一寒
《我的姐姐》在公映十余天之后,仍然穩居排片第一名,在五一檔到來之前,無片能撼動它的位置。這部電影之所以票房高企,是因為它有一個“親情大片”的名頭,比如有觀眾就聯想到了《媽媽再愛我一次》,戲稱《我的姐姐》為“姐姐再愛我一次”。
《我的姐姐》是部很“好哭”的電影,而且多數催淚情節的設計都比較自然,哭起來不會尷尬。讓人感動的電影向來能獲得高票房,不久前的《你好,李煥英》就驗證過一次。《我的姐姐》在揣摩觀眾心理方面做得很精準,它在迎合了社會主流情緒與正向價值觀的同時,也給觀眾留足了討論空間。
童年時并未得到父母足夠關愛的姐姐,要不要在父母意外過世之后,照顧未成年的弟弟;女性在家庭當中,為何要扮演犧牲與付出的角色,并且外界對此習以為常;“長姐如母”這個傳統意義上的情感定位,在追求獨立與平等的當下,還要不要被繼承下去……這些議題,概而言之,可以用“姐姐的困境”或者“女性的困境”來形容。
坦白說,該片在表現“姐姐的困境”方面,是近年來在探討女性生存與女性價值方面,走得比較深也比較遠的一部作品。它采取了一些討巧的處理手段,比如在姐弟沖突之間加入一些輕喜劇色彩,創造了一個很滑稽的舅舅角色等,讓故事擁有了娛樂性,沖淡了悲傷色調,減弱了刺痛感。
雖然影片設計了一個開放式結局,并沒有明確交代姐姐是否放棄養育弟弟,但熟悉電影套路的觀眾都知道,影片的主基調還是溫情的,場場哭戲和種種暗示,都指向大團圓結局。有些觀眾因此滿意離場,有些觀眾雖然看哭了,但哭過之后并不滿意,因為他們覺得電影在“和稀泥”,還是把姐姐卡在了犧牲者與付出者這個位置上,不公平。
觀眾不買賬的地方在于,片中的姐姐遭遇了一名女性在家庭與社會中所能遇到的太多不好的事情:小的時候得不到父母的重視,被寄養在姑母家,甚至被姑父偷看洗澡;成年后在工作單位被同事排擠,被男朋友的母親當成生育工具……面對種種壓力,姐姐要奮盡全力反抗,而獨立養活弟弟,則成了壓垮她人生希望的最后一根稻草。觀眾為姐姐感到冤屈,也是正常的。

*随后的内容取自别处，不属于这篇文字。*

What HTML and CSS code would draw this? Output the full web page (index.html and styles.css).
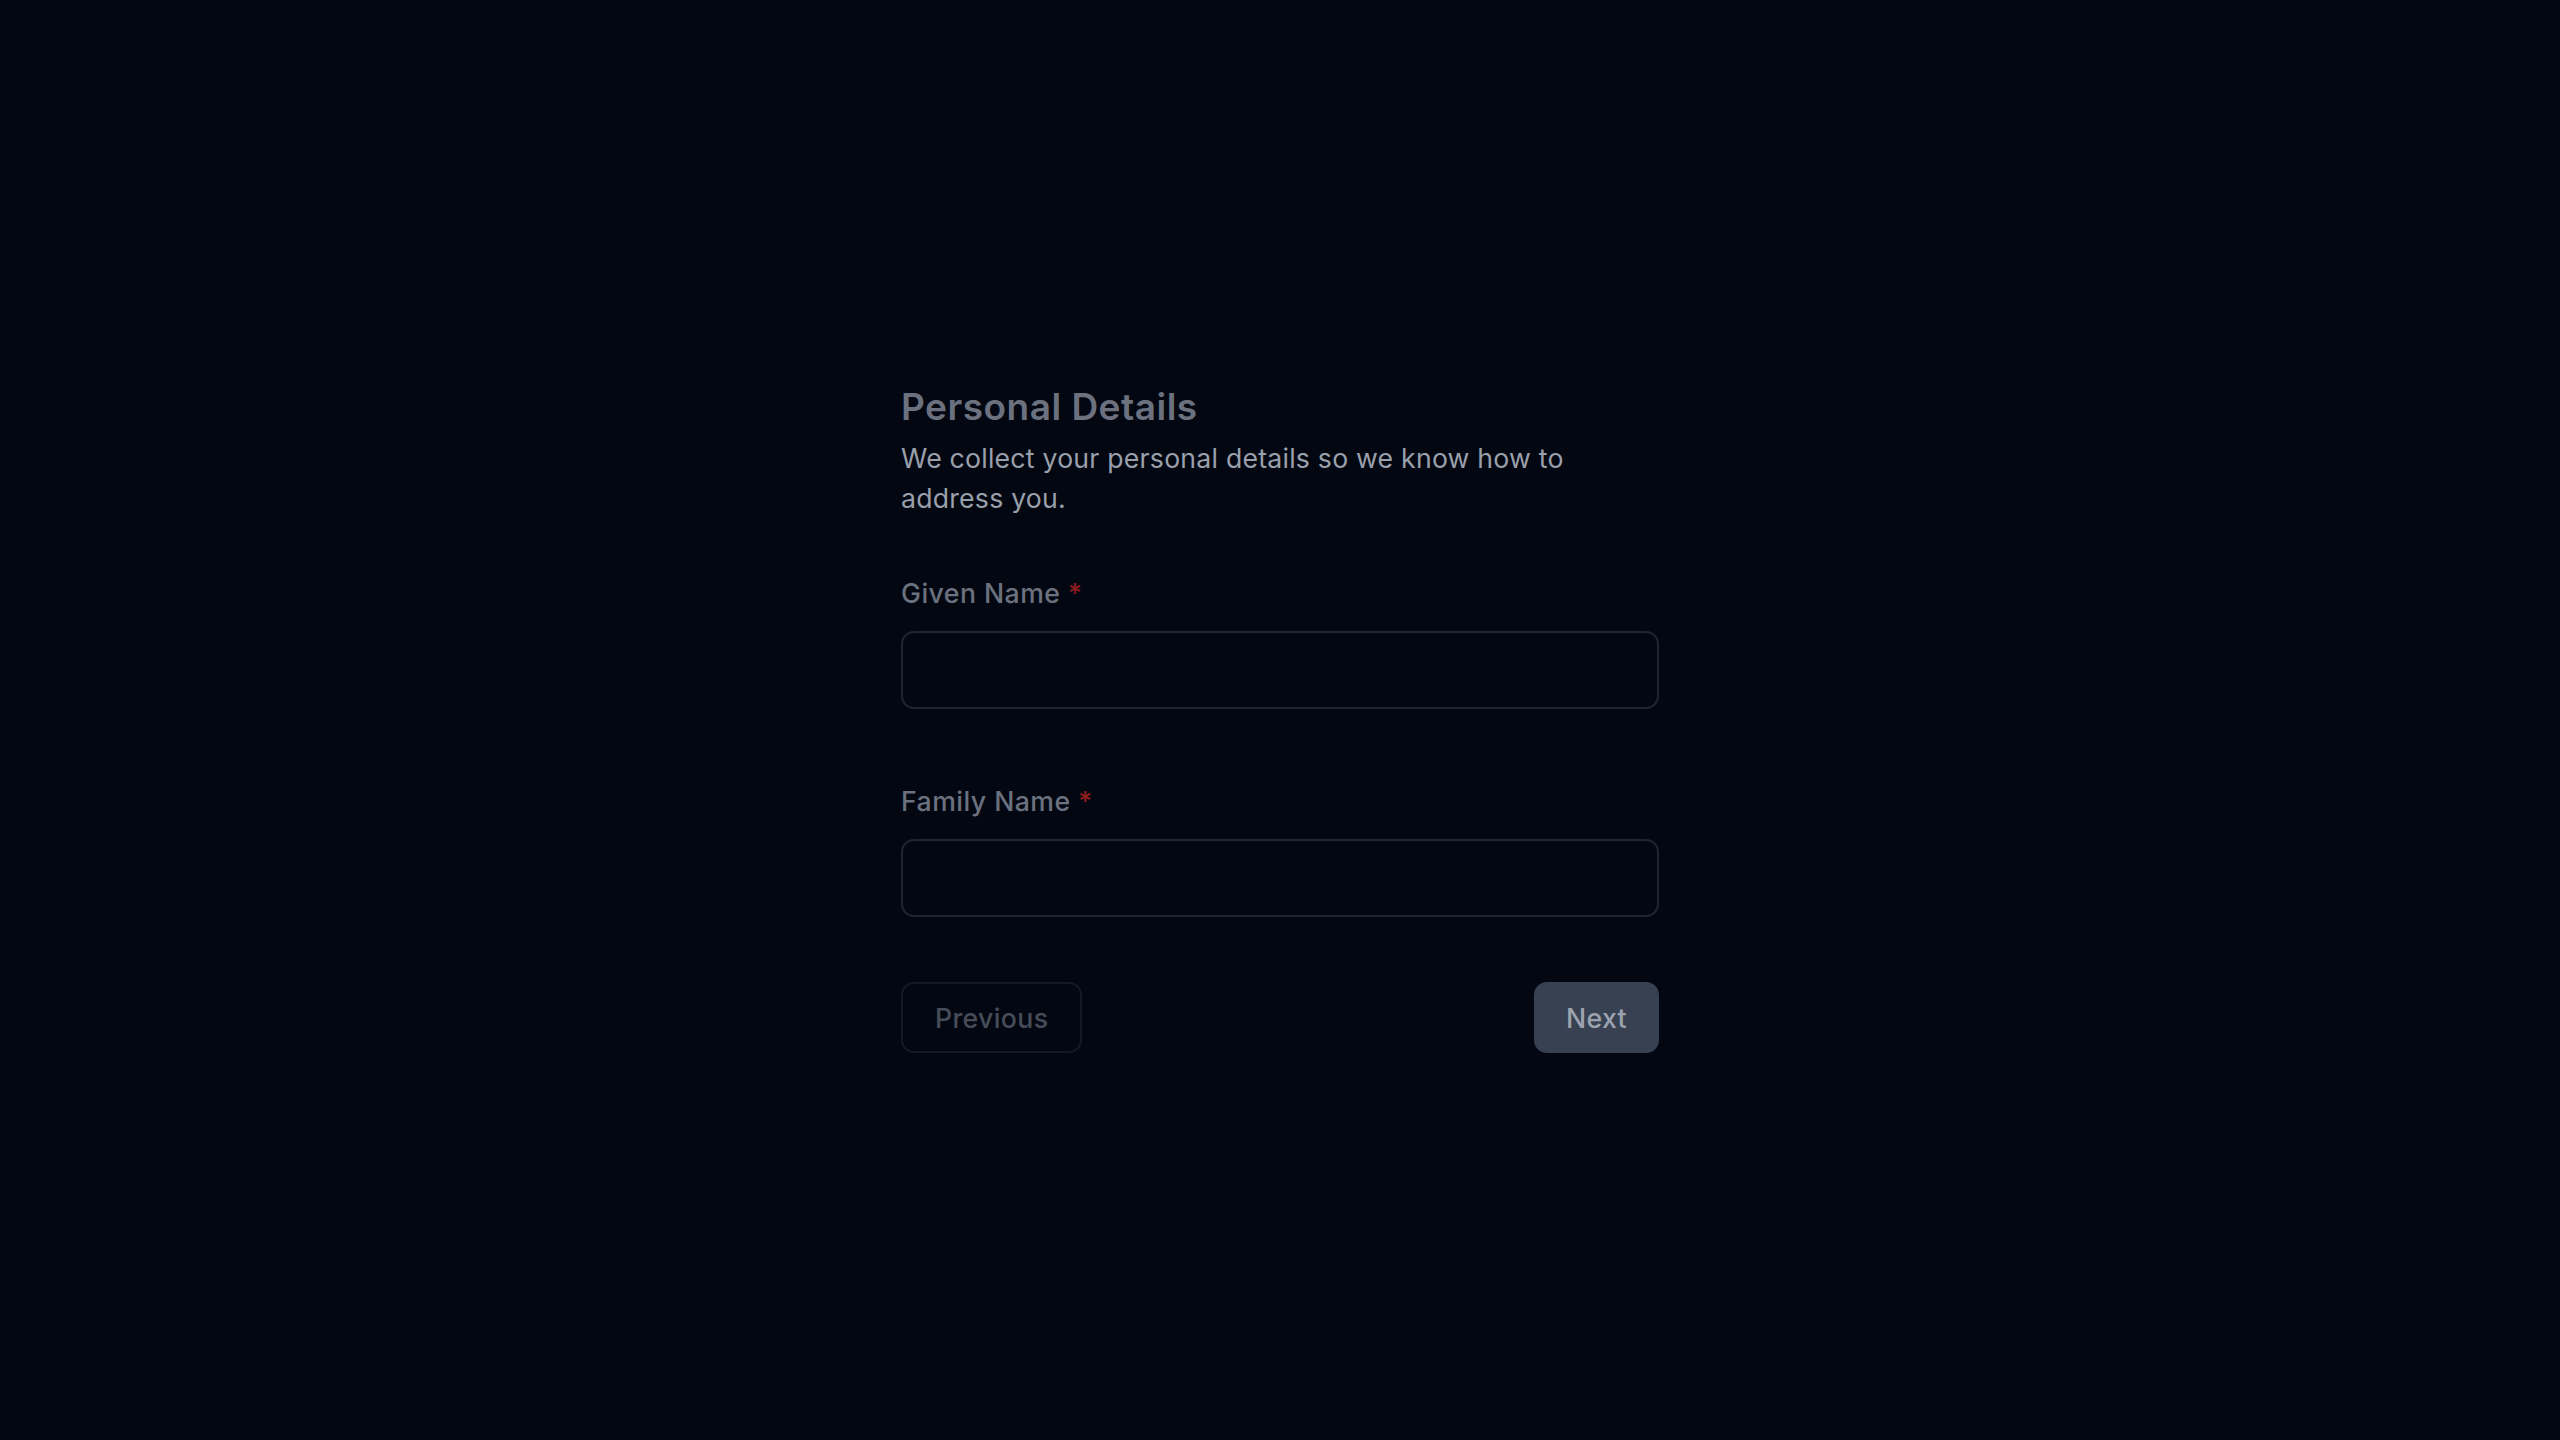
FILE: index.html
```html
<!DOCTYPE html>
<html lang="en">
<head>
<meta charset="utf-8">
<title>Personal Details</title>
<link rel="stylesheet" href="styles.css">
</head>
<body>
<main class="page">
  <form class="step-form">
    <header class="step-head">
      <h1 class="step-title">Personal Details</h1>
      <p class="step-desc">We collect your personal details so we know how to address you.</p>
    </header>
    <div class="fields">
      <div class="field">
        <label class="field-label" for="given">Given Name <span class="req">*</span></label>
        <input class="field-input" id="given" type="text">
      </div>
      <div class="field">
        <label class="field-label" for="family">Family Name <span class="req">*</span></label>
        <input class="field-input" id="family" type="text">
      </div>
    </div>
    <div class="actions">
      <button type="button" class="btn btn-prev" disabled>Previous</button>
      <button type="button" class="btn btn-next">Next</button>
    </div>
  </form>
</main>
</body>
</html>
```

FILE: styles.css
```css
* { box-sizing: border-box; }

html, body {
  margin: 0;
  padding: 0;
  background: #030712;
}

body {
  font-family: Inter, "Noto Sans", "Liberation Sans", sans-serif;
  min-height: 100vh;
}

.page {
  display: flex;
  justify-content: center;
  padding-top: 383px;
}

.step-form {
  width: 758px;
  display: flex;
  flex-direction: column;
}

.step-title {
  margin: 0;
  font-size: 37px;
  line-height: 48px;
  font-weight: 600;
  color: #6b717e;
  letter-spacing: 0.5px;
}

.step-desc {
  margin: 7px 0 0;
  font-size: 26.67px;
  line-height: 40px;
  color: #9aa0ab;
  letter-spacing: 0.22px;
}

.fields {
  display: flex;
  flex-direction: column;
  gap: 72px;
  margin-top: 55px;
}

.field {
  display: flex;
  flex-direction: column;
  gap: 18px;
}

.field-label {
  font-size: 26.67px;
  line-height: 40px;
  font-weight: 500;
  color: #6b717e;
  letter-spacing: 0.45px;
}

.req {
  color: #8b1d1d;
}

.field-input {
  height: 78px;
  width: 100%;
  background: #030712;
  border: 2px solid #1f2632;
  border-radius: 13px;
  font-family: inherit;
  font-size: 26.67px;
  color: #9aa0ab;
  padding: 0 20px;
  outline: none;
}

.actions {
  display: flex;
  justify-content: space-between;
  margin-top: 65px;
}

.btn {
  height: 71px;
  padding: 0 32px;
  border-radius: 13px;
  font-family: inherit;
  font-size: 26.67px;
  line-height: 40px;
  font-weight: 500;
  letter-spacing: 0.35px;
  border: 2px solid transparent;
  cursor: pointer;
}

.btn-prev {
  background: transparent;
  border-color: #141a25;
  color: #464c58;
}

.btn-next {
  padding: 0 30px;
  background: #374151;
  border-color: #374151;
  color: #9ca3af;
}
```
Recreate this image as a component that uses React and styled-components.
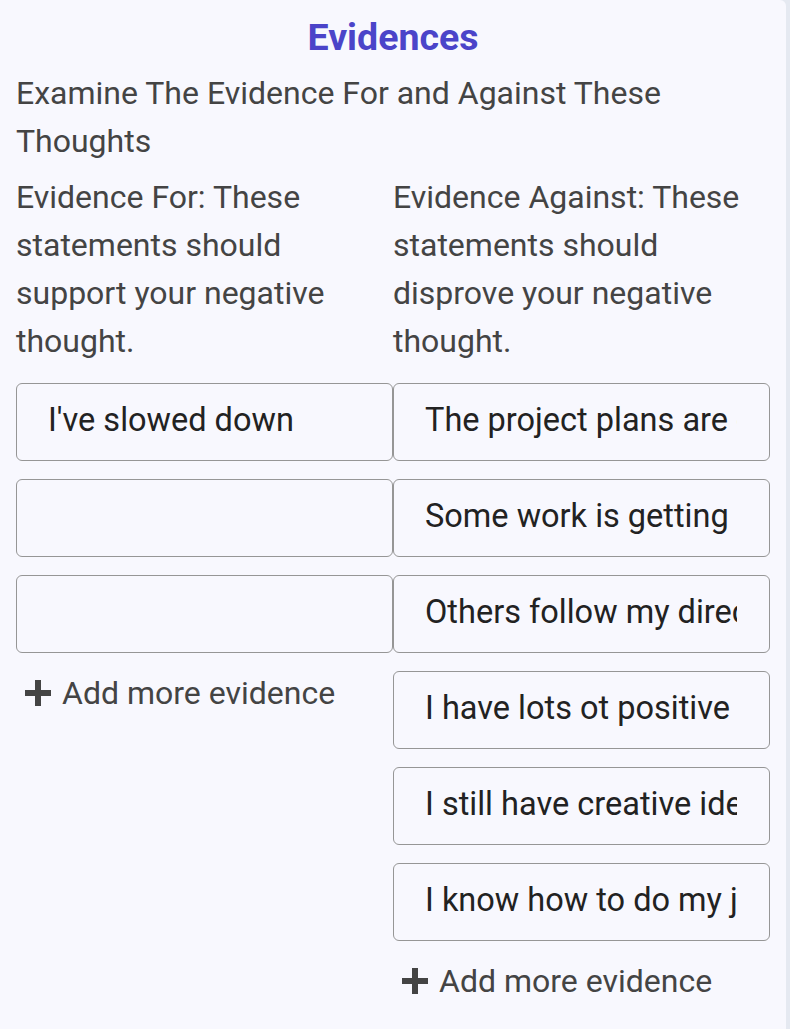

《我的姐姐》的創作者,提前判斷到了觀眾的不滿,他們的解決方案是,把“姐姐的困境”盡可能地展現,讓更多人看到,產生反思,然后借由姐姐與姑母共同吃西瓜的一場大哭戲,來實現情緒的宣泄,并平靜地面對現實,從容地接受命運的挑戰,走向生活的陽光地帶。這樣的結局,對于電影故事而言,是最理想的,對于現實社會而言,何嘗又不是?
那么,在《我的姐姐》成為公共話題之后,社會又能為女性的困境做些什么?其實答案是很明確的:首先,要正視我們家庭文化當中一些失衡的地方,要強調家庭成員身份的平等,性別的平等;其次,要強調愛的價值與力量,“只有付出愛才能收獲愛”,應該成為家庭價值觀的有力支撐;最后,電影所展示出來的各種問題,在討論之后需要得到現實的反應,包括但不限于關懷與救助機制的參與等。
只有家庭的愛與社會的愛融匯為一體,“姐姐的困境”才能最大程度地得以減少。